The second part, Apologetics Strategies, is a collection of the common ways to approach contested grounds between queer identities and Christian theology. She examines the ways that apologists have approached text in order to find queer space in the gospels. Assessing the position of the Church as the bride of Christ and what implications this may have for limiting or guiding gendered perspectives of God or Christ. She addresses transformation utilizing biblical texts, drawing insights from the eunuchs of the bible. Jesus’s radical inclusion is juxtaposed against the Apostle Paul. Further discussion broaches the boundaries/binaries transgressed by the very nature of Christ; inclusive of his precarious genealogy and birth from a woman. Christ was divine and human, material and immaterial, god and man. In perhaps the most compelling debate, she considers food and circumcision topics which led to Roman’s account and Paul’s proclamation that “all food is clean” leaving each to discern for themselves what is unclean for themselves. Culminating in a discussion about judgment. Each argument founded but not lost in exegesis. Tonstad’s ability to deal with apologetics so knowledgeably lends to her sharp assessment that these approaches are limited and failing on their own to offer solutions.
Tonstad considers Justice Kennedy’s opinion in the U.S. case protecting a right to federal same-sex marriage as a case study to use as a back drop to critique the ways in which we deal with issues of queer identities. She suggests strategies in divergence from naturalization which suggests binaries are static formations that are natural and essentialism which suggests an inherent quality to gender and asserts that gender is culturally dependent and tends to exclude from it’s presumptions those that fall outside of dominant normative positions. Justice Kennedy’s contribution, however liberating, offers insight into the ways in which enlightenment thinking has depicted those who are worthy of rights, dignity, and state protection… leaving those not fitting descriptions outside of endowed recognition. This again, draws attention to Tonstad’s underlying implications that classification and binary thinking can never be entirely inclusive.
The next chapters approach the liberation and feminist theologian Marcella Althaus-Reid’s work as well as that of Karl Marx in an intersectional discussion that draws insight from economics. For Marx, religion eschews the ways in which the “intolerable is made tolerable”; this insight pairing well to Althaus-Reid’s materialist views that elucidate the social processes that “make real” or solidify reality from misordered dogmas. Structures such as economic systems build power maintaining gender and race forwarding inequalities, however, Althaus-Reid does not seek to reorganize the existing power structures for inclusion but rather, to critically approach the ordering system itself that perpetuates these problems. Tonstad suggests Althaus-Reid’s indecent theology as a path for queer theology.
Final applications of the directions queer theology has in the future discuss the queer ecotheology of Jacob Erickson, the blackpenecostal breath of Ashon Crawley, and lead a conversation between the work of Bersani and Brintnall as to body positivity and healthy sexuality in Christianity.
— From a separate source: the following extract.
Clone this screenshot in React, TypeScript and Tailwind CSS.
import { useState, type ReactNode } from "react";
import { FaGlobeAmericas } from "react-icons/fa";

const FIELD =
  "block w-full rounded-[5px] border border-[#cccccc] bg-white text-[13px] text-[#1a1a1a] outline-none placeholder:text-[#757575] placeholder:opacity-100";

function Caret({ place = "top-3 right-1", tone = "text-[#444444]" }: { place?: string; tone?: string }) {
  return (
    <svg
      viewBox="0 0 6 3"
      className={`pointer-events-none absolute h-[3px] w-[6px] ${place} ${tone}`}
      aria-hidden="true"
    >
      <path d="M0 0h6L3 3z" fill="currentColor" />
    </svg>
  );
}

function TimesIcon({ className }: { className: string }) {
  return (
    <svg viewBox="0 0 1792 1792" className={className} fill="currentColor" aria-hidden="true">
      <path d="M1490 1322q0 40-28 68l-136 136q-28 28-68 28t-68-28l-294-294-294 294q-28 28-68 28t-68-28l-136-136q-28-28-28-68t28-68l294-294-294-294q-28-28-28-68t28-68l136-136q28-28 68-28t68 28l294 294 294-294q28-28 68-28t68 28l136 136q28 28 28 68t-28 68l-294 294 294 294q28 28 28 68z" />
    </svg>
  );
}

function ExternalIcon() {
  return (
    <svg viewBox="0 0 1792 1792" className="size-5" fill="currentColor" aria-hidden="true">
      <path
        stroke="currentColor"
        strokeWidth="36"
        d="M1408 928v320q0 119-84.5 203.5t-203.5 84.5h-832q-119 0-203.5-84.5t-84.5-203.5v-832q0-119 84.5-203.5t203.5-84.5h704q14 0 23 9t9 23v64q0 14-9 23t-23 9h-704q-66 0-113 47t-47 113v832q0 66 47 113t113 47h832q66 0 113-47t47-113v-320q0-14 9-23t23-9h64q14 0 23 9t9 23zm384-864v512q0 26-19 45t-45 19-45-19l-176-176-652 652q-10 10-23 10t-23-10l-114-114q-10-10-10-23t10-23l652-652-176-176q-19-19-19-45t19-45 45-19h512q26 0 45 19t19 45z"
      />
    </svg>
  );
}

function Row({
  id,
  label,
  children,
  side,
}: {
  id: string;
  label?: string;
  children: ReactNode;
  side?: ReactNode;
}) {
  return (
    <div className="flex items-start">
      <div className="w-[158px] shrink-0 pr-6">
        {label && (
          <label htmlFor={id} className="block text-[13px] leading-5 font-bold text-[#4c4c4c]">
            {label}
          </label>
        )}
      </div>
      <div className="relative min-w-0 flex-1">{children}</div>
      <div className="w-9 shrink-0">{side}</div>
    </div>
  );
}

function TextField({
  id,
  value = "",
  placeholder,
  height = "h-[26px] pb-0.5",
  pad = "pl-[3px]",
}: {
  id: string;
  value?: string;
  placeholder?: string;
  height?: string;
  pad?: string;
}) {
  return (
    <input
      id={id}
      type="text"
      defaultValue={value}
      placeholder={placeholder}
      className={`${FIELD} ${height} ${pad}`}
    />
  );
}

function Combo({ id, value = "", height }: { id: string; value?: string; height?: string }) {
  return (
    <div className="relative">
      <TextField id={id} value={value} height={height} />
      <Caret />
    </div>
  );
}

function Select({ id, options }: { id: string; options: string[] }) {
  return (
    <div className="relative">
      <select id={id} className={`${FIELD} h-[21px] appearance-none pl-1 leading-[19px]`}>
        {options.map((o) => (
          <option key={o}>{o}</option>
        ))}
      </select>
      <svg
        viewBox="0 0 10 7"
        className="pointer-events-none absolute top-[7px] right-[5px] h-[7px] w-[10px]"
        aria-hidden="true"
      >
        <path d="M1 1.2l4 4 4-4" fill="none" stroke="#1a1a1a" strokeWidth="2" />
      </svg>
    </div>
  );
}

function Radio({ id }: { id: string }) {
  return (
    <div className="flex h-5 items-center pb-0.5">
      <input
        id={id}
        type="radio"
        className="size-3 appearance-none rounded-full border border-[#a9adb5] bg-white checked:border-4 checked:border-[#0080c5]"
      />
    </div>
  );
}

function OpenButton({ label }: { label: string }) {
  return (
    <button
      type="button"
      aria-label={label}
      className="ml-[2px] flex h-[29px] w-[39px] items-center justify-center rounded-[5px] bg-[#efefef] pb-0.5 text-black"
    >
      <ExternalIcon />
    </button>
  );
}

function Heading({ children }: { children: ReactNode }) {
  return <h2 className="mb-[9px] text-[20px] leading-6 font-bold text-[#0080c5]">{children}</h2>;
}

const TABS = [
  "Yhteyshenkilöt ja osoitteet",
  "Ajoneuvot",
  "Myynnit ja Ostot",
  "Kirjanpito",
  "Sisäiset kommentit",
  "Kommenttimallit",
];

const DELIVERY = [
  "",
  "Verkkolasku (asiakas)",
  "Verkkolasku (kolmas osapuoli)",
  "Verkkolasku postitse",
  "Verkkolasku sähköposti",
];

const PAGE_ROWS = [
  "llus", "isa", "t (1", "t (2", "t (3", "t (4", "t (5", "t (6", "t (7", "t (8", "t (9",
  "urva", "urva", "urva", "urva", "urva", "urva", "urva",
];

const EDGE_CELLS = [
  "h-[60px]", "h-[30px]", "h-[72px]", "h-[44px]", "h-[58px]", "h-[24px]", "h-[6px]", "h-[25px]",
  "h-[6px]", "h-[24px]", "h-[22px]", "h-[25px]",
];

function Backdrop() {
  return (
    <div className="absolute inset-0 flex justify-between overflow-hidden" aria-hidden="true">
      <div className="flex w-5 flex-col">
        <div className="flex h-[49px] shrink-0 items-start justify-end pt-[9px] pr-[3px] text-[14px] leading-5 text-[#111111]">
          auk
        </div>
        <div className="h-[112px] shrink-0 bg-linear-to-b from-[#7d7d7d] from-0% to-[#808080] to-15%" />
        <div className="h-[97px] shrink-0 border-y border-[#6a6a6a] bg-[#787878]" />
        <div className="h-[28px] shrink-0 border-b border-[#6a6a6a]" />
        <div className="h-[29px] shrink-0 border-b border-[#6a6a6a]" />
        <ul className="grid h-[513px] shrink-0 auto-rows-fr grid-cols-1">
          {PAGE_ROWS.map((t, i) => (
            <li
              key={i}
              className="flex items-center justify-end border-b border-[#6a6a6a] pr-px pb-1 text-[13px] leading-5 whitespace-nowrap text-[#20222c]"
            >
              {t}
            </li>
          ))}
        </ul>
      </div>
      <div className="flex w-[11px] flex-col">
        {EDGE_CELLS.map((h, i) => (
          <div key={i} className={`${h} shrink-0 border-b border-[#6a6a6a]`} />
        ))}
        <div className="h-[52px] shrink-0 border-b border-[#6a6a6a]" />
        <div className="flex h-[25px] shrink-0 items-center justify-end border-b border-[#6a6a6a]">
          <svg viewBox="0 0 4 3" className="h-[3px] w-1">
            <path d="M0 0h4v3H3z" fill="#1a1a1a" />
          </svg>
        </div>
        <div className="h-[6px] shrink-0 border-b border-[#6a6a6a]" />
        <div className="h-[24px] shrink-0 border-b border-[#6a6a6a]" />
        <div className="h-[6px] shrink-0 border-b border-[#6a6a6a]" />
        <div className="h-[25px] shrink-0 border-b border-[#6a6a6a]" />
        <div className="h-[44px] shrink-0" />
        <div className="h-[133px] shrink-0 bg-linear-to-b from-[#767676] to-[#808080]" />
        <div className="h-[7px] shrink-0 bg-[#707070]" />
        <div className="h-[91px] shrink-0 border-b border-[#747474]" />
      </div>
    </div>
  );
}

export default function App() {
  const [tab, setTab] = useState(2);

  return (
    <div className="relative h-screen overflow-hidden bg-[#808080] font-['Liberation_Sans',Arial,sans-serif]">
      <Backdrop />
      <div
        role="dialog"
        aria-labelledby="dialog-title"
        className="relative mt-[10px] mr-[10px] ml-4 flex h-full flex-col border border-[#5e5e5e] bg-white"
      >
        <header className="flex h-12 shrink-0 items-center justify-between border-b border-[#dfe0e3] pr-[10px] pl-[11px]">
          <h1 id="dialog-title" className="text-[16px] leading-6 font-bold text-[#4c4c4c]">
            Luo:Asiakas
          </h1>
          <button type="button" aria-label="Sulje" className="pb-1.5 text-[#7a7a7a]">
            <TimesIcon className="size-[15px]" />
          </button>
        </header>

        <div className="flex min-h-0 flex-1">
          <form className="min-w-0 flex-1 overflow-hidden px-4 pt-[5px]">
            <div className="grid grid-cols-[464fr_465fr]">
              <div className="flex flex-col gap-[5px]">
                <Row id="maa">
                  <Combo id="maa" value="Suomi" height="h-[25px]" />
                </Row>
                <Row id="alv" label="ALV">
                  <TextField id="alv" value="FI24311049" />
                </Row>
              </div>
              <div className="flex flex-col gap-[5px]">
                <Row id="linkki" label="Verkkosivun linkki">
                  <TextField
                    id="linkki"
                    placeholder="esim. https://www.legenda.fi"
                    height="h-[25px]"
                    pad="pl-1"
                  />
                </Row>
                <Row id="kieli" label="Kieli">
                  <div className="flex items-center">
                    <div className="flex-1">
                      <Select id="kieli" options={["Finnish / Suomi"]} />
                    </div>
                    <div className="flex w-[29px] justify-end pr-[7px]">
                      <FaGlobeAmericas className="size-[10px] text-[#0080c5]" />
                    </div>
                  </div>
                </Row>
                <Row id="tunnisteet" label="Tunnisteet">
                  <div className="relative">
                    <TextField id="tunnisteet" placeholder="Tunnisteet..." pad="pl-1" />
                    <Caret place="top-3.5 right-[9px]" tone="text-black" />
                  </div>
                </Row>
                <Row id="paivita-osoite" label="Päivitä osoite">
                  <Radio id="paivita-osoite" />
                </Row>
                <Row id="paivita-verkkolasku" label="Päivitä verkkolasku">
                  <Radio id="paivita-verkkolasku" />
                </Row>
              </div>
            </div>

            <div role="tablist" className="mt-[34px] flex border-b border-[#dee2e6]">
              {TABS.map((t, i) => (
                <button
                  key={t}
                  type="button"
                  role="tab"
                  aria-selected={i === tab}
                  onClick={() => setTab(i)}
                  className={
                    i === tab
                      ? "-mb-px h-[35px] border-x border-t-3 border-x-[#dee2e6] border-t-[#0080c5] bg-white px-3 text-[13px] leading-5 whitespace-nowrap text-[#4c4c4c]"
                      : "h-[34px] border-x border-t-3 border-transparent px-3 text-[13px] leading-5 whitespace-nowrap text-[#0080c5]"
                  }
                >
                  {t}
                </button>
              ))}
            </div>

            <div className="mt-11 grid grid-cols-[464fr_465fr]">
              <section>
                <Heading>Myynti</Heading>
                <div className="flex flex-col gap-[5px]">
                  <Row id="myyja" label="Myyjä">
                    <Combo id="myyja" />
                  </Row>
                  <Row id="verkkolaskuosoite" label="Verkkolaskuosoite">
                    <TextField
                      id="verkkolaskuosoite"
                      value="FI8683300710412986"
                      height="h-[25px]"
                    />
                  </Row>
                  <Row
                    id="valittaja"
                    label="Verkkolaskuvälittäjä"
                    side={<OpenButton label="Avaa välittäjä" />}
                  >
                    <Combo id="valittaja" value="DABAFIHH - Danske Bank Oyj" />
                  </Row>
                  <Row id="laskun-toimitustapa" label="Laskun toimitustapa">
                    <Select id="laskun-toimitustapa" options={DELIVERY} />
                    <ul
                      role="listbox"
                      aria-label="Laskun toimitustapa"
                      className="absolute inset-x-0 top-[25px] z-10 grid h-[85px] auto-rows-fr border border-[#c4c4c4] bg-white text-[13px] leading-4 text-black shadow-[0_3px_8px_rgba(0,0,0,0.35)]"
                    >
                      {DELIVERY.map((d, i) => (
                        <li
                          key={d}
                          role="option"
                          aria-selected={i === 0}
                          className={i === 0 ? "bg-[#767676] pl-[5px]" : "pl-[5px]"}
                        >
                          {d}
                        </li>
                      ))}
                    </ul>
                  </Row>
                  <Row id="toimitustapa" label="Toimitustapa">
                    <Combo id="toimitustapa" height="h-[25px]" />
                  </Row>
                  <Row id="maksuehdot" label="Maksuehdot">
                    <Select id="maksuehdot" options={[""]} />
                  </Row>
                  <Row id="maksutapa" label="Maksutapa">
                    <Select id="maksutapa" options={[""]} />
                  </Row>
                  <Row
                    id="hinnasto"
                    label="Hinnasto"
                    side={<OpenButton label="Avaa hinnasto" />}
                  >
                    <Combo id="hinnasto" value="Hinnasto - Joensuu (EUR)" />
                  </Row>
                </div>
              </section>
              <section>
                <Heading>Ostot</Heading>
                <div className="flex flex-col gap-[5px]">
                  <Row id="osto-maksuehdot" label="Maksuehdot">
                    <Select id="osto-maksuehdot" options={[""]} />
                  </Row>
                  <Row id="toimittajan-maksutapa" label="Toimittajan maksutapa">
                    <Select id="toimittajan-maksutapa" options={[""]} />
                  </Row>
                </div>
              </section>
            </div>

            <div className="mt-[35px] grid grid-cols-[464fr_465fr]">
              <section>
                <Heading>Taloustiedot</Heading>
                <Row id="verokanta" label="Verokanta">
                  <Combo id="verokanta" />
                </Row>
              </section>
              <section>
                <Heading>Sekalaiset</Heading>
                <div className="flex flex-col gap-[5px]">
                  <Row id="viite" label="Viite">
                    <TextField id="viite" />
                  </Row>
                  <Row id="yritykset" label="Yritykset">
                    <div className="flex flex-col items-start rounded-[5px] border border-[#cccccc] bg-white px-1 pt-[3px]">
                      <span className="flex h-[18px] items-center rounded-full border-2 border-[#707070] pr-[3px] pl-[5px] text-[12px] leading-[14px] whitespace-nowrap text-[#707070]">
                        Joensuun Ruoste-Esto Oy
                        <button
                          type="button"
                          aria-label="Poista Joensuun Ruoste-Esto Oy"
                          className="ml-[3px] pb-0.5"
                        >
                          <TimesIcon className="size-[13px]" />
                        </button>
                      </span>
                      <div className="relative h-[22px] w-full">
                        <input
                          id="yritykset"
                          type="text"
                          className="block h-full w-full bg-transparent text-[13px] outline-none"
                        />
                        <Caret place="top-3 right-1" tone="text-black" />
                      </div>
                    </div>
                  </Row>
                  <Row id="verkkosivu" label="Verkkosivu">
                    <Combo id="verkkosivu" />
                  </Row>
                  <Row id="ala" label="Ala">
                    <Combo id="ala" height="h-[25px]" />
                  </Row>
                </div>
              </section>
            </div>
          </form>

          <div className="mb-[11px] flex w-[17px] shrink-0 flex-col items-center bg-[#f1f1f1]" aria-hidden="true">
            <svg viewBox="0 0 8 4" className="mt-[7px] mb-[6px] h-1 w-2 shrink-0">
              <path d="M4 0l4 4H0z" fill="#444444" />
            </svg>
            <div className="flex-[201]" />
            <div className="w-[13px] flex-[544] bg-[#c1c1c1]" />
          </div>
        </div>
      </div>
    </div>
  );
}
Tonstad asks, “Can Christianity be queer?” answering in the discussion of this book the many ways in which it already is, highlighting her main positions that: “1) Christianity is queer because it is about strange intimacies and transgressions of binaries; 2) Christianity is queer because it is about radical inclusion and love; 3) Christianity is queer because it is strange.”.
The strengths of this text follow a paradoxical balance between adherence to a structured academic critique based on well founded and supported argumentation and a call to radical deconstruction of social orders (arguably those that support the primacy of argumentation and reason in academia itself). Perhaps deconstructing is the only way to appropriately reconstruct the thinking that enforces power structures informing and forming our perceptions of subjectivity and society as a whole. However abstract, this appears Tonstad’s main goal to suggest that working within these misunderstandings is not yielding productive conversations because we are using the wrong assumptions to inform them. A volume such as this introductory collection has little room to expand or fully engage with the scope of complex abstract thinking such as Althaus-Reid but brilliantly utilizes her work, among that of other scholars such as Judith Butler, to give the reader (presumably her students) a contribution to complete the complex picture she’s painting of a vast and variable field.
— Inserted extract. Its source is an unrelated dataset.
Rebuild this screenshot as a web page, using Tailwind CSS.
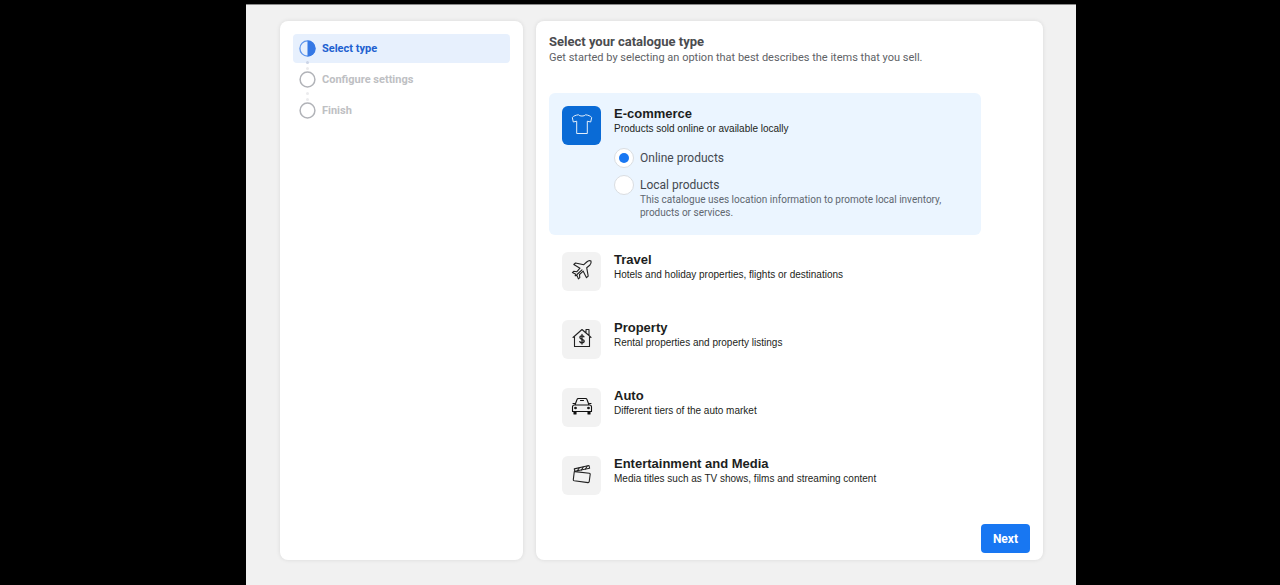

Going “beyond apologetics” as a practice, suggests a motivated outcome for theology and queer theory that is beyond academics allowing it’s valuable contribution to reach beyond the bookshelves and into the lived reality Tonstad devotes her endeavor towards. Questions arise as to the diversity of responses that may be received to a work such as this, as theology (like queer identity) exists in many forms. Further, social processes that influence subjectivity, cultural hegemony, and even institutional church authority are multifaceted and influenced in a diffuse pattern that also makes discussion of deconstruction difficult as the identified factors are enmeshed with others with variable power during given periods. For instance, the institutional church had authority that some would argue mass media has today showing a shift in underlying power that changes the way in which religious knowledge is disseminated and understood among individuals. If we are to practically address the ways in which identities can be liberated from dichotomies, perhaps, we first must discover from which institution the formative power is flowing. Tonstad’s survey and insight into Queer Theology is powerful and the most readable abstract text I’ve encountered. She is an imaginative thinker with ethical purposes that surely will impact and further understanding in this field.
Tonstad, L. (2008). Queer Theology: Beyond Apologetics. Cascade Books.